The discovery started in 2012, when a team of scientists ventured into the Arctic for a 5-week expedition. They went there because, according to Adrien Vezinet, a geochemist at the University of Alberta in Edmonton who led the team that made the new find, there has been very little research into these Arctic rocks—part of the Archean-aged Saglek Block—over the past 3 decades or so.

Vezinet thought that there might be more to learn.

He was right.

Vezinet and his team measured the concentration of oxygen isotopes in zircon crystals in the rocks, and they found an unusually high concentration of oxygen isotopes coinciding with parts of the rock that are about 3.5 billion years old.

“The observed deviation in our zircon is almost twice higher than the ‘normal’ deviation measured in early Archean zircon,” Vezinet said. “It’s pretty much the only value that’s that high during the Archean.”

The only way that the rocks could acquire such an isotope value is if they were in contact with water on the planet’s surface, he explained.

“It’s the oldest evidence of this elevated oxygen,” said Simon Wilde, a geologist at Curtin University in Australia who was not involved in the new research.

Domain of the Zircons

Zircon is the superman of minerals: It’s resilient and can last an extremely long time in the planet’s rock record. Nevertheless, anything that persists for billions of years of the planet’s history is likely to face forces that can alter its original chemical composition. So the chief challenge facing Vezinet and his team was being able to say for sure that the crystals acquired their elevated oxygen isotope signature 3.5 billion years ago and not at some later time.

To sort this out, the team took a close-up look at crystalline domains within individual zircon crystals, something that was not really possible with technology that existed a few decades ago.
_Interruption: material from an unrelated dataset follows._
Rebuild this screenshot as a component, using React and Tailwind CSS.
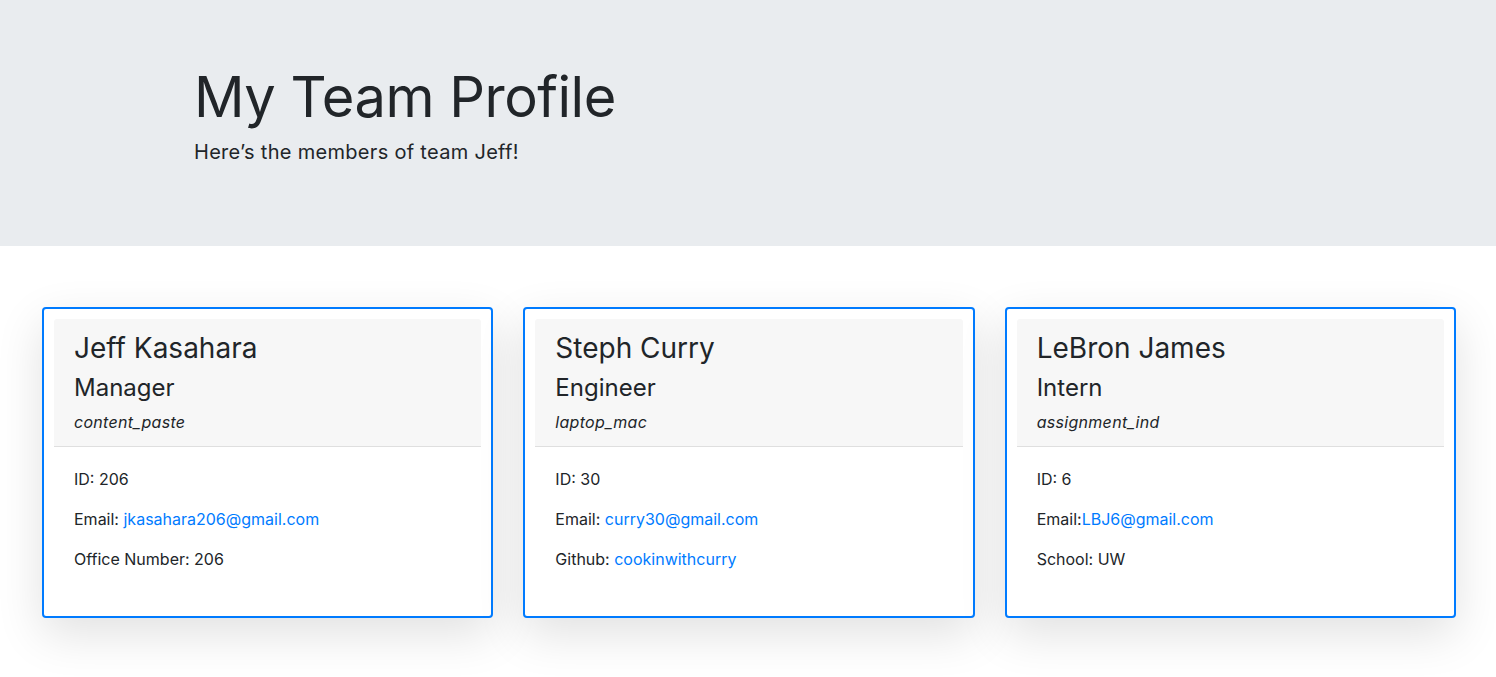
import React from 'react';

const team = [
  {
    name: 'Jeff Kasahara',
    role: 'Manager',
    icon: 'content_paste',
    id: 206,
    emailLabel: 'Email: ',
    email: 'jkasahara206@gmail.com',
    extraLabel: 'Office Number: ',
    extra: '206',
  },
  {
    name: 'Steph Curry',
    role: 'Engineer',
    icon: 'laptop_mac',
    id: 30,
    emailLabel: 'Email: ',
    email: 'curry30@gmail.com',
    extraLabel: 'Github: ',
    extra: 'cookinwithcurry',
    extraLink: true,
  },
  {
    name: 'LeBron James',
    role: 'Intern',
    icon: 'assignment_ind',
    id: 6,
    emailLabel: 'Email:',
    email: 'LBJ6@gmail.com',
    extraLabel: 'School: ',
    extra: 'UW',
  },
];

const MemberCard = ({ member }) => {
  return (
    <div className="border-2 border-[#007bff] rounded bg-white p-[10px] shadow-[0_1rem_3rem_rgba(0,0,0,0.12)]">
      {/* Header */}
      <div className="bg-[#f7f7f7] border-b border-[#dfdfdf] rounded-t-[3px] px-5 pt-[13px] pb-3">
        <h3 className="text-[28px] leading-[1.2] mb-2">{member.name}</h3>
        <h4 className="text-[24px] leading-[1.2] mb-2">{member.role}</h4>
        <p className="italic text-[16px] leading-6 tracking-[0.3px]">{member.icon}</p>
      </div>

      {/* Body */}
      <div className="px-5 pt-5 pb-[19px] text-[16px] leading-6">
        <p className="mb-4">ID: {member.id}</p>
        <p className="mb-4">
          {member.emailLabel}
          <a href="#" className="text-[#007bff]">{member.email}</a>
        </p>
        <p className="mb-4">
          {member.extraLabel}
          {member.extraLink ? (
            <a href="#" className="text-[#007bff]">{member.extra}</a>
          ) : (
            member.extra
          )}
        </p>
      </div>
    </div>
  );
};

const App = () => {
  return (
    <div className="min-h-screen bg-white text-[#212529] font-['Inter','Noto_Sans',sans-serif]">
      {/* Jumbotron */}
      <div className="bg-[#e9ecef] h-[246px] pt-16">
        <div className="max-w-[1140px] mx-auto pl-4 pr-[15px]">
          <h1 className="text-[56px] leading-[1.2] font-normal tracking-[-0.5px] mb-1.5">My Team Profile</h1>
          <p className="text-[20px] leading-normal tracking-[0.3px]">Here’s the members of team Jeff!</p>
        </div>
      </div>

      {/* Team cards */}
      <div className="grid grid-cols-3 gap-[30px] pl-[42px] pr-[40px] pt-[61px] pb-12">
        {team.map((m) => (
          <MemberCard key={m.name} member={m} />
        ))}
      </div>
    </div>
  );
};

export default App;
Vezinet explained that if the domains had changed their composition since they formed, then the crystal structure, as well as the domain’s chemical makeup, ought to have altered as well. This domain-by-domain approach allowed the team to pinpoint which areas of each zircon crystal had oxygen isotope values that formed at the same time that the crystal formed and thus say for certain that the isotope value is a result of interactions with 3.5-billion-year-old surface waters.

One unexplored domain, though, is that it is not clear yet just how much surface water there was back then. It could have been a small inland sea, or it could have been an entire ocean. “I’d imagine that it’s widespread,” said Wilde.

But to be sure, tests of the isotopic content of similar rocks elsewhere on the planet need to be done to see just how blue our pale dot truly was.

—Lucas Joel ([email protected]), Freelance Journalist

Citation:

Joel, L. (2019), When water met rock, Eos, 100, https://doi.org/10.1029/2019EO123847. Published on 17 May 2019.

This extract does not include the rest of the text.